Growing up my mother taught me one way to make pasta. You boil the water, you put the pasta in for the time on the box, and then you drain it and pour the sauce over it. We won’t talk about her sauce here. The only time you did something different with the pasta was if you were making the boxed macaroni and cheese, in which case you added the powdered cheese, butter, and milk and stirred. That was how I was raised to think about pasta. My only other memories of my mother and pasta was when she was making a noodle kugel, but then she still made her egg noodles the same way or kasha varnikas in which she boiled the noodles and added them to the kasha. Overall, her basic approach was boil, drain, and use.
Growing up, I became aware that pasta did not always come in a box. In many households, it was handmade. However, for now I am going to talk about what I learned about making dry pasta as I think that is what most people use on a daily basis, at least I do. Over the last decade, I have been noticing these subtle little tips from my favorite foodnetwork chefs about cooking pasta. Anne Burrell, for example, taught me the importance of salting the water as it is the one time you have to season the pasta. Scott Conant, who I have dreams/nightmares about cooking pasta for taught me to take the pasta straight from the water to the sauce and to use some of the pasta water as it contains some of the starch from the pasta and can help thicken the sauce.
However, recently, I learned a way that combines the advice I got from Anne and Scott but put a different twist on it. I learned to cook my pasta in all the ingredients, which were going to become a part of my sauce and dish. One of the things I came to realize in learning to cook my pasta this way is that each type of pasta requires a different amount of water to cook in creating these one pot wonders. I talked about this a few weeks ago in W is for Water. By cooking my pasta with all the other ingredients it picks up all the seasonings from the cooking fluid as Anne Burrell recommended, but the starch from the pasta helps to thicken the sauce in which the pasta is cooking. I have not needed to move it from the water to the sauce as the water, along with the other ingredients becomes the sauce.
As I started to think about the culinary journey I have been on in terms of cooking pasta, I realized that it paralleled my spiritual journey. There was a point in time where my making pasta was very basic. I followed the directions I was given and never questioned why or how or if there was another way. I was not concerned with whether or not it resonated with my spirit or it felt like this is where I was supposed to be worshipping. I was just following the directions and doing what I had been told.
Over time, I began to realize that while there some aspects of my spiritual life, which might parallel others, I needed to add my own personal “seasoning” to my life and I no longer needed to be drained before being added to the sauce. I just needed someone to help me move from one space to another.

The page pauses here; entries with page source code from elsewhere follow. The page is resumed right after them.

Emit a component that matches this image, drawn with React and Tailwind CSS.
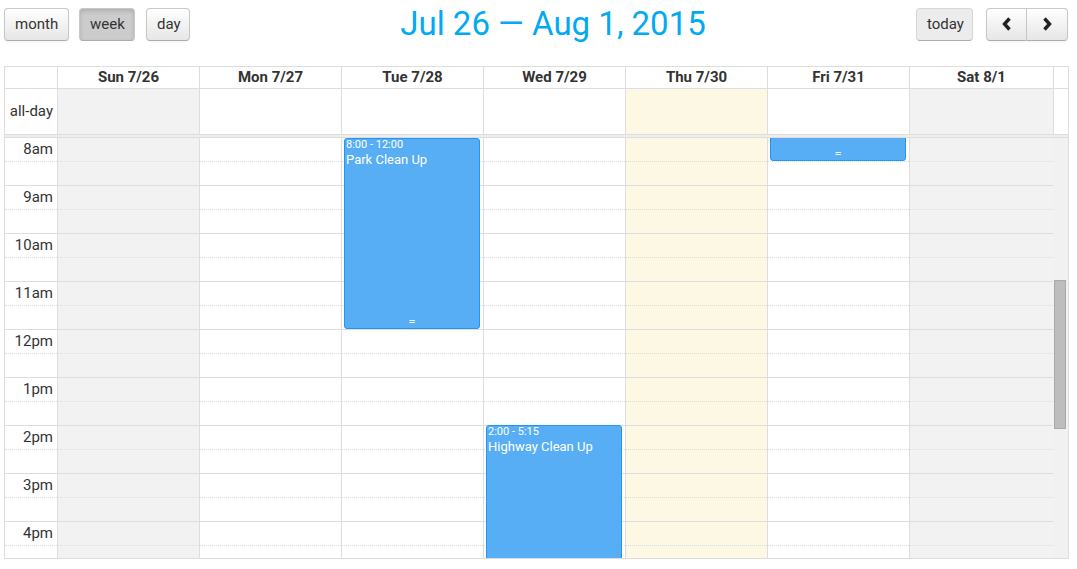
import React from "react";

const days = [
  { label: "Sun 7/26", bg: "bg-[#f2f2f2]" },
  { label: "Mon 7/27", bg: "bg-white" },
  { label: "Tue 7/28", bg: "bg-white" },
  { label: "Wed 7/29", bg: "bg-white" },
  { label: "Thu 7/30", bg: "bg-[#fcf8e3]" },
  { label: "Fri 7/31", bg: "bg-white" },
  { label: "Sat 8/1", bg: "bg-[#f2f2f2]" },
];

const hours = ["8am", "9am", "10am", "11am", "12pm", "1pm", "2pm", "3pm", "4pm"];
const slots = Array.from({ length: 18 }, (_, i) => i);

const events = {
  2: [{ top: 0, height: 191, time: "8:00 - 12:00", title: "Park Clean Up", resizer: true }],
  3: [{ top: 287, height: 260, time: "2:00 - 5:15", title: "Highway Clean Up", resizer: false }],
  5: [{ top: -60, height: 83, time: "", title: "", resizer: true }],
};

const COLS = "grid grid-cols-[53px_repeat(6,142px)_minmax(0,1fr)_15px]";

function Btn({ children, className = "" }) {
  return (
    <button
      className={
        "h-[33px] px-[10px] text-[15px] text-[#333] border border-[#c8c8c8] border-b-[#adadad] rounded-[4px] bg-gradient-to-b from-white to-[#e6e6e6] shadow-[inset_0_1px_0_rgba(255,255,255,0.2),0_1px_2px_rgba(0,0,0,0.05)] " +
        className
      }
    >
      {children}
    </button>
  );
}

function Event({ ev }) {
  return (
    <div
      className="absolute left-[2px] right-[3px] rounded-[3px] border border-[#2196f3] bg-[#58aef5] text-white overflow-hidden"
      style={{ top: ev.top, height: ev.height }}
    >
      {ev.time && (
        <div className="pl-[1px] text-[11px] leading-[12px]">{ev.time}</div>
      )}
      {ev.title && (
        <div className="pl-[1px] text-[13px] leading-[17px]">{ev.title}</div>
      )}
      {ev.resizer && (
        <div className="absolute bottom-[2px] left-0 right-0 text-center text-[10px] leading-[8px] font-['DejaVu_Sans_Mono',monospace]">
          =
        </div>
      )}
    </div>
  );
}

export default function App() {
  return (
    <div className="w-[1077px] h-[569px] bg-white overflow-hidden font-['Roboto','Liberation_Sans',sans-serif] text-[#333]">
      {/* toolbar */}
      <div className="flex items-start pt-[8px] pl-[4px] pr-[9px] h-[66px]">
        <div className="flex gap-[10px]">
          <Btn className="w-[65px]">month</Btn>
          <Btn className="w-[56px] bg-none bg-[#cccccc] border-[#b3b3b3] shadow-[inset_0_2px_4px_rgba(0,0,0,0.15)]">
            week
          </Btn>
          <Btn className="w-[44px] ml-[1px]">day</Btn>
        </div>
        <div className="flex-1 text-center text-[33px] leading-[34px] mt-[-1px] text-[#03a9f4]">
          Jul 26 — Aug 1, 2015
        </div>
        <div className="flex gap-[13px]">
          <Btn className="w-[57px] bg-none bg-[#ececec] text-[#8a8a8a] border-[#d6d6d6] shadow-none">
            today
          </Btn>
          <div className="flex">
            <Btn className="w-[41px] rounded-r-none flex items-center justify-center pb-[2px]">
              <svg width="10" height="14" viewBox="0 0 10 14">
                <polyline points="7.5,1.5 2.5,7 7.5,12.5" fill="none" stroke="#222" strokeWidth="3.4" />
              </svg>
            </Btn>
            <Btn className="w-[41px] rounded-l-none border-l-0 flex items-center justify-center pb-[2px]">
              <svg width="10" height="14" viewBox="0 0 10 14">
                <polyline points="2.5,1.5 7.5,7 2.5,12.5" fill="none" stroke="#222" strokeWidth="3.4" />
              </svg>
            </Btn>
          </div>
        </div>
      </div>

      {/* calendar */}
      <div className="ml-[4px] w-[1065px] border-l border-t border-[#ddd]">
        {/* header */}
        <div className={COLS + " h-[22px]"}>
          <div className="border-r border-b border-[#ddd]" />
          {days.map((d) => (
            <div
              key={d.label}
              className="border-r border-b border-[#ddd] text-center text-[15px] font-bold leading-[21px]"
            >
              {d.label}
            </div>
          ))}
          <div className="border-r border-b border-[#ddd]" />
        </div>
        {/* all-day */}
        <div className={COLS + " h-[45px]"}>
          <div className="border-r border-[#ddd] flex items-center justify-end pr-[4px] text-[15px]">
            all-day
          </div>
          {days.map((d) => (
            <div key={d.label} className={"border-r border-[#ddd] " + d.bg} />
          ))}
          <div className="border-r border-[#ddd]" />
        </div>
        {/* divider */}
        <div className="h-[4px] bg-[#eeeeee] border-y border-r border-[#ddd]" />
        {/* time grid */}
        <div className={COLS + " h-[421px] overflow-hidden border-b border-r border-[#ddd]"}>
          <div className="flex flex-col border-r border-[#ddd]">
            {slots.map((i) => (
              <div
                key={i}
                className={
                  "h-[24px] shrink-0 border-b border-[#ddd] text-right pr-[4px] text-[15px] leading-[22px] " +
                  (i % 2 === 0 ? "border-dotted" : "border-solid")
                }
              >
                {i % 2 === 0 ? hours[i / 2] : ""}
              </div>
            ))}
          </div>
          {days.map((d, di) => (
            <div key={d.label} className={"relative flex flex-col " + (di < 6 ? "border-r border-[#ddd] " : "") + d.bg}>
              {slots.map((i) => (
                <div
                  key={i}
                  className={
                    "h-[24px] shrink-0 border-b border-[#ddd] " +
                    (i % 2 === 0 ? "border-dotted" : "border-solid")
                  }
                />
              ))}
              {(events[di] || []).map((ev, k) => (
                <Event key={k} ev={ev} />
              ))}
            </div>
          ))}
          <div className="relative bg-[#f1f1f1]">
            <div className="absolute left-[1px] top-[142px] w-[12px] h-[149px] bg-[#bdbdbd] border border-[#a9a9a9]" />
          </div>
        </div>
      </div>
    </div>
  );
}
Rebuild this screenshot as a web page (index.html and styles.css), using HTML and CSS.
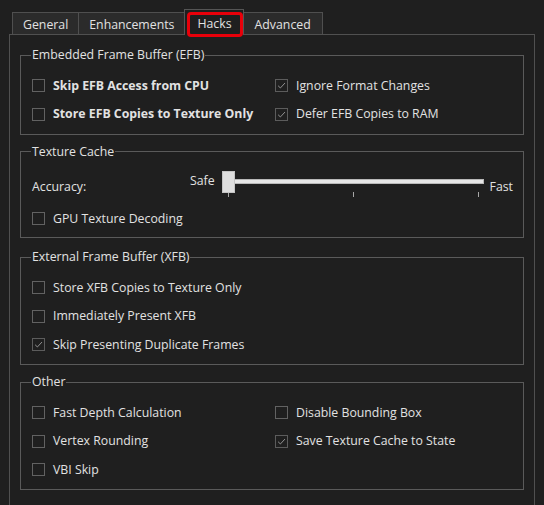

I had teachers along the way, some of whom I have never met, who helped me to move forward in my faith journey and to find a way of expressing myself and my relationship with the Ultimate in my own way.
Now, I am at a space in my journey where I am, in some respects like a one pot wonder. I am constantly surrounded by the other “ingredients” in my spiritual life, which “season” me, and which are absorbed by or flow through me. Everything in my life is influencing who I am and who I am becoming. I surround myself with those things, which are essential to my spiritual journey and we work together to create something that as a whole is greater than the sum of our parts.
Each of the people I have met in my journey seems to be at one of the three spaces I have been in my life. I appreciated where I was in the beginning, but I am excited about where I am now. I am looking forward to the next step in my spiritual pasta adventure.